Indeed, one of the key lessons coming out of the research is that financial incentives alone are probably not enough to dramatically change the teacher-talent pool or improve student learning. Studies have found that teachers’ working conditions—including school principals’ leadership, teachers’ opportunities for advancement, the availability of materials and resources, student behavior and discipline, and the chance for teachers to influence decisions and work with others—are strongly linked to satisfaction and turnover.

One of the biggest mistakes of the past, said Mr. Slotnik, the executive director of the Boston-based Community Training and Assistance Center, which provides help to a number of performance-pay efforts around the country, was that changes in compensation policy were viewed as separate from the other factors that lead schools to be effective.

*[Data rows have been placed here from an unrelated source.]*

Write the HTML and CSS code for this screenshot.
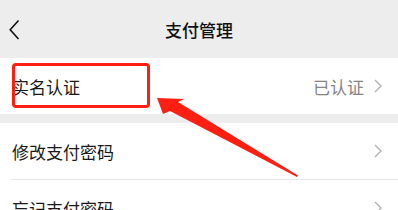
FILE: index.html
```html
<!DOCTYPE html>
<html lang="zh-CN">
  <head>
    <meta charset="UTF-8" />
    <meta name="viewport" content="width=device-width, initial-scale=1.0" />
    <title>支付管理</title>
    <link rel="stylesheet" href="styles.css">
  </head>
  <body>
    <div class="page">
      <header class="nav-bar">
        <span class="back">
          <svg width="12" height="22" viewBox="0 0 12 22">
            <polyline points="9.5,1.5 1.2,10.8 9.5,20" fill="none" stroke="#111" stroke-width="1.6" />
          </svg>
        </span>
        <h1 class="title">支付管理</h1>
        <span></span>
      </header>

      <section class="group">
        <div class="row">
          <span class="label">实名认证</span>
          <span class="value">已认证</span>
          <svg class="chevron" width="8" height="14" viewBox="0 0 8 14">
            <polyline points="1,1 7,7 1,13" fill="none" stroke="#b2b2b2" stroke-width="1.4" />
          </svg>
        </div>
      </section>

      <section class="group">
        <div class="row">
          <span class="label">修改支付密码</span>
          <svg class="chevron" width="8" height="14" viewBox="0 0 8 14">
            <polyline points="1,1 7,7 1,13" fill="none" stroke="#b2b2b2" stroke-width="1.4" />
          </svg>
        </div>
        <div class="row">
          <span class="label">忘记支付密码</span>
          <svg class="chevron" width="8" height="14" viewBox="0 0 8 14">
            <polyline points="1,1 7,7 1,13" fill="none" stroke="#b2b2b2" stroke-width="1.4" />
          </svg>
        </div>
      </section>

      <!-- annotation drawn over the screen -->
      <div class="mark-box"></div>
      <svg class="mark-arrow" width="398" height="210" viewBox="0 0 398 210">
        <polygon points="157,98 184,99 178,102 298,175.5 297,177 170,111 163,114" fill="#ff1e12" />
      </svg>
    </div>
  </body>
</html>
```

FILE: styles.css
```css
* {
  margin: 0;
  padding: 0;
  box-sizing: border-box;
}

body {
  background: #ededed;
  font-family: "Noto Sans CJK SC", "Noto Sans", sans-serif;
  overflow: hidden;
}

.page {
  position: relative;
  width: 398px;
  height: 210px;
  overflow: hidden;
}

.nav-bar {
  height: 58px;
  display: grid;
  grid-template-columns: 1fr auto 1fr;
  align-items: center;
  background: #ededed;
}

.back {
  display: flex;
  align-items: center;
  padding-left: 9px;
  padding-top: 1px;
}

.title {
  font-size: 17px;
  font-weight: 500;
  color: #111;
  letter-spacing: 0;
}

.group {
  background: #fff;
  margin-bottom: 9px;
}

.row {
  height: 56px;
  display: flex;
  align-items: center;
  padding: 0 16px 0 12px;
  position: relative;
}

.row + .row {
  border-top: 1px solid #e6e6e6;
  margin-left: 11px;
  padding-left: 1px;
  height: 57px;
}

.label {
  flex: 1;
  font-size: 17px;
  color: #1a1a1a;
}

.value {
  font-size: 17px;
  color: #858585;
  margin-right: 10px;
}

.chevron {
  display: block;
}

.mark-box {
  position: absolute;
  left: 12px;
  top: 63px;
  width: 138px;
  height: 45px;
  border: 3px solid #ff1e12;
  border-radius: 4px;
}

.mark-arrow {
  position: absolute;
  left: 0;
  top: 0;
}
```
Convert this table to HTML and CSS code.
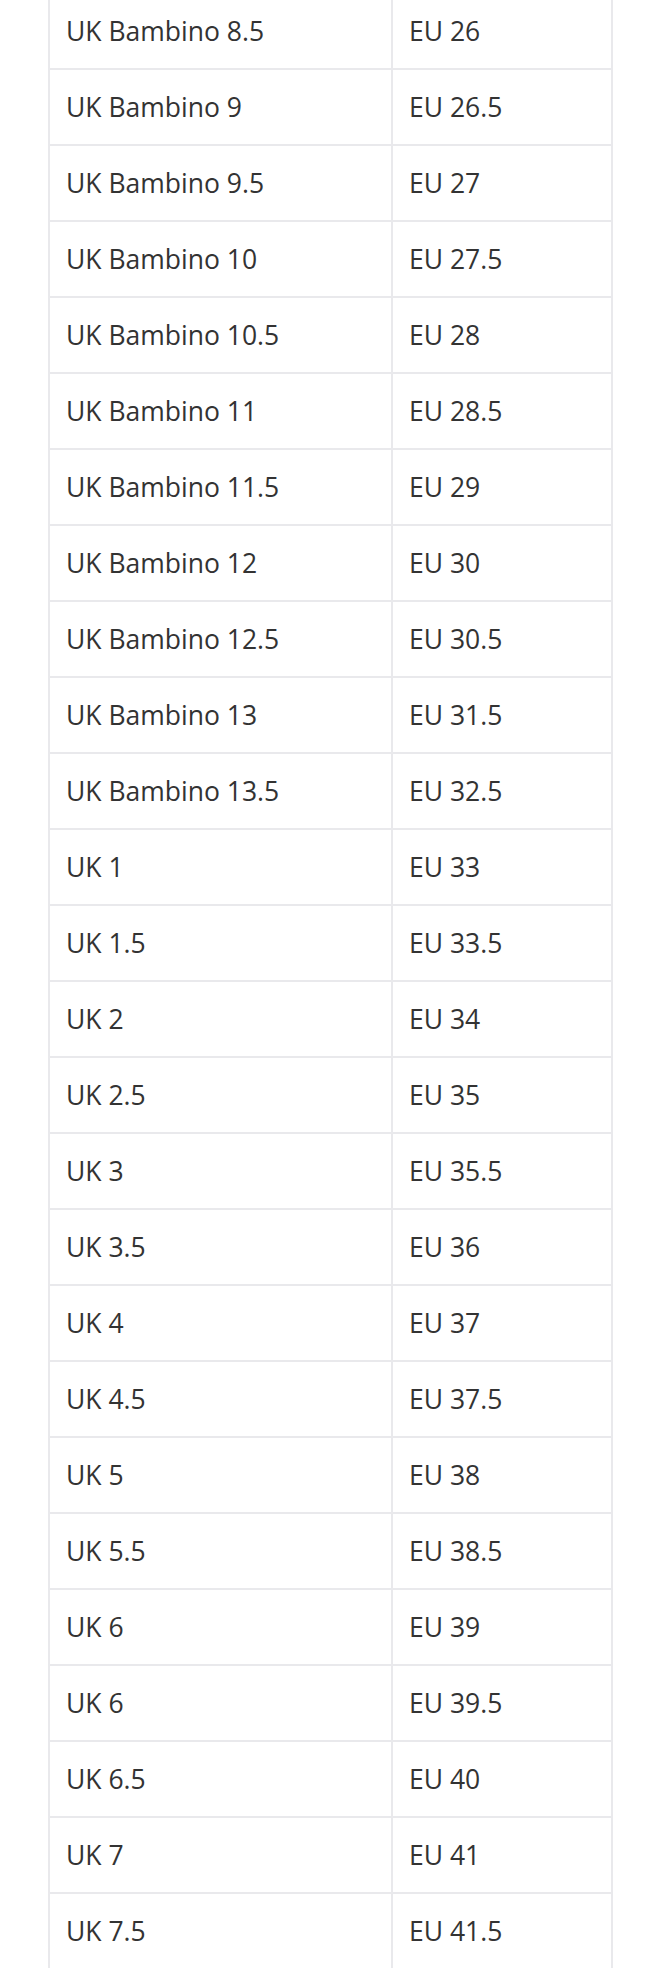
FILE: index.html
```html
<!DOCTYPE html>
<html lang="en">
<head>
  <meta charset="UTF-8">
  <title>Size Guide</title>
  <meta name="viewport" content="width=device-width, initial-scale=1.0">
  <link rel="stylesheet" href="styles.css">
</head>
<body>

<div class="size-guide">
  <table class="size-table">
    <colgroup>
      <col class="col-uk">
      <col class="col-eu">
    </colgroup>
    <tbody>
      <tr><td>UK Bambino 8.5</td><td>EU 26</td></tr>
      <tr><td>UK Bambino 9</td><td>EU 26.5</td></tr>
      <tr><td>UK Bambino 9.5</td><td>EU 27</td></tr>
      <tr><td>UK Bambino 10</td><td>EU 27.5</td></tr>
      <tr><td>UK Bambino 10.5</td><td>EU 28</td></tr>
      <tr><td>UK Bambino 11</td><td>EU 28.5</td></tr>
      <tr><td>UK Bambino 11.5</td><td>EU 29</td></tr>
      <tr><td>UK Bambino 12</td><td>EU 30</td></tr>
      <tr><td>UK Bambino 12.5</td><td>EU 30.5</td></tr>
      <tr><td>UK Bambino 13</td><td>EU 31.5</td></tr>
      <tr><td>UK Bambino 13.5</td><td>EU 32.5</td></tr>
      <tr><td>UK 1</td><td>EU 33</td></tr>
      <tr><td>UK 1.5</td><td>EU 33.5</td></tr>
      <tr><td>UK 2</td><td>EU 34</td></tr>
      <tr><td>UK 2.5</td><td>EU 35</td></tr>
      <tr><td>UK 3</td><td>EU 35.5</td></tr>
      <tr><td>UK 3.5</td><td>EU 36</td></tr>
      <tr><td>UK 4</td><td>EU 37</td></tr>
      <tr><td>UK 4.5</td><td>EU 37.5</td></tr>
      <tr><td>UK 5</td><td>EU 38</td></tr>
      <tr><td>UK 5.5</td><td>EU 38.5</td></tr>
      <tr><td>UK 6</td><td>EU 39</td></tr>
      <tr><td>UK 6</td><td>EU 39.5</td></tr>
      <tr><td>UK 6.5</td><td>EU 40</td></tr>
      <tr><td>UK 7</td><td>EU 41</td></tr>
      <tr><td>UK 7.5</td><td>EU 41.5</td></tr>
    </tbody>
  </table>
</div>

</body>
</html>
```

FILE: styles.css
```css
body {
  margin: 0;
  font-family: 'Open Sans', 'Liberation Sans', sans-serif;
  background: #fff;
  color: #333;
}

.size-guide {
  padding-left: 48px;
  margin-top: -8px;
}

.size-table {
  border-collapse: collapse;
  table-layout: fixed;
  width: 563px;
}

.col-uk {
  width: 343px;
}

.col-eu {
  width: 220px;
}

.size-table td {
  border: 2px solid #e9e9ec;
  height: 76px;
  padding: 0 16px;
  font-size: 26.5px;
  line-height: 40px;
  vertical-align: middle;
  box-sizing: border-box;
}
```
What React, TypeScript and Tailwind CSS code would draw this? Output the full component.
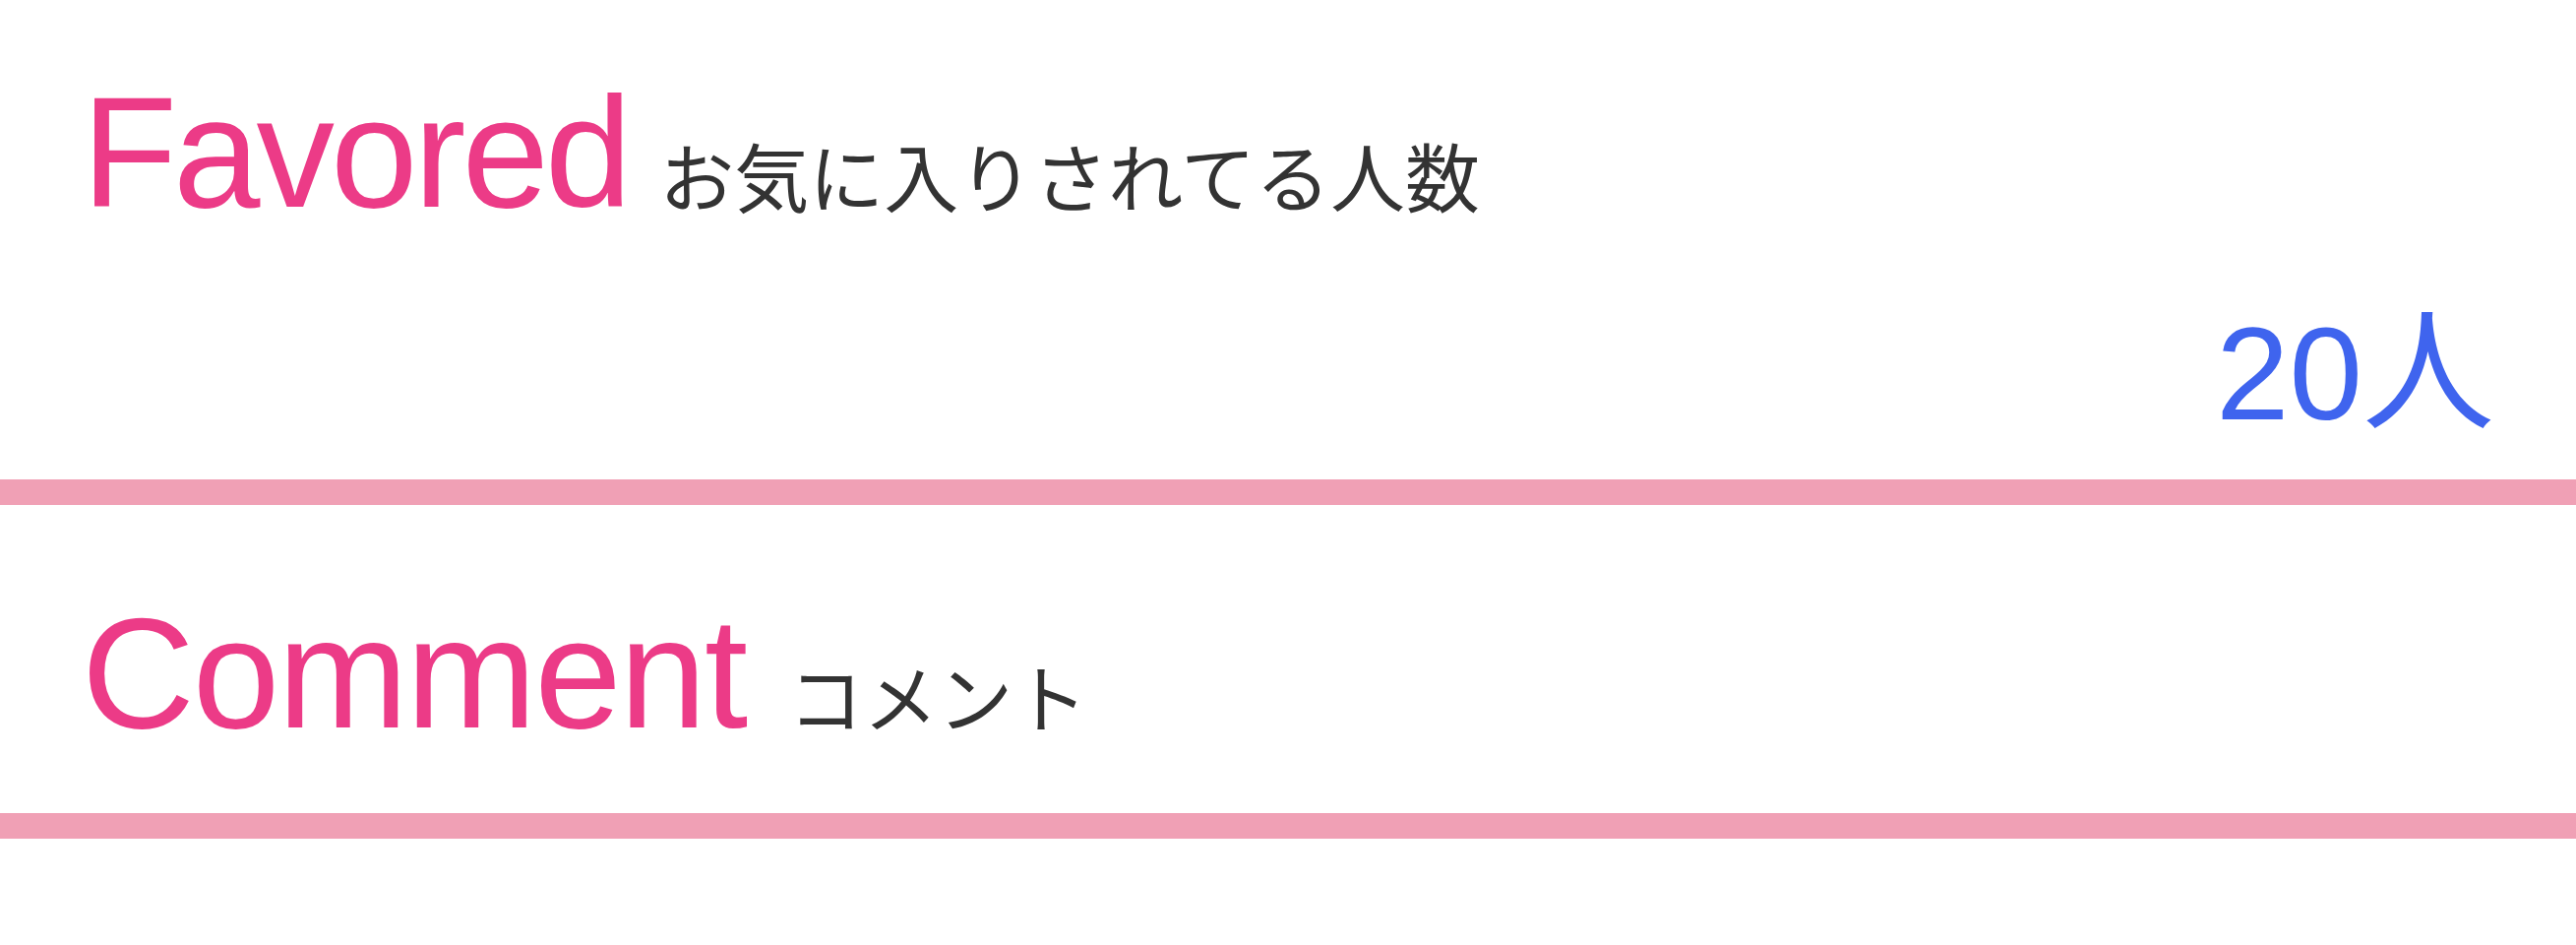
export default function App() {
  const latin = "font-['Liberation_Sans','Noto_Sans_CJK_JP',sans-serif]";
  const jp = "font-['Noto_Sans_CJK_JP',sans-serif]";

  return (
    <div className="min-h-screen w-full bg-white">
      {/* Favored */}
      <section className="flex flex-col px-[83px] pt-[76px] pb-[40px]">
        <div className="flex items-baseline">
          <h2 className={`${latin} text-[159px] leading-none tracking-[-4px] text-[#ec3b87]`}>Favored</h2>
          <span className={`${jp} ml-[32px] text-[76px] leading-none text-[#333333]`}>
            お気に入りされてる人数
          </span>
        </div>
        <p className={`${latin} mt-[78px] text-right text-[134px] leading-none text-[#3f64ee]`}>20人</p>
      </section>
      <div className="h-[26px] w-full bg-[#f0a0b5]" />

      {/* Comment */}
      <section className="flex flex-col px-[83px] pt-[92px] pb-[62px]">
        <div className="flex items-baseline">
          <h2 className={`${latin} text-[159px] leading-none tracking-[-2px] text-[#ec3b87]`}>Comment</h2>
          <span className={`${jp} ml-[43px] text-[76px] leading-none text-[#333333]`}>コメント</span>
        </div>
      </section>
      <div className="h-[26px] w-full bg-[#f0a0b5]" />
    </div>
  );
}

“People see it as being a tack-on, or in addition to, what they’re doing, instead of seeing that it’s fundamentally changing what they’re doing,” he argued. “This is a systemic reform. It’s going to affect virtually every part of the organization”—from how teachers are selected and evaluated to how they are supported and encouraged to hone the skills the compensation system rewards. “When you see all these stipend efforts that are providing more money but aren’t touching other parts of the organization,” Mr. Slotnik said, “it’s going to run into problems.”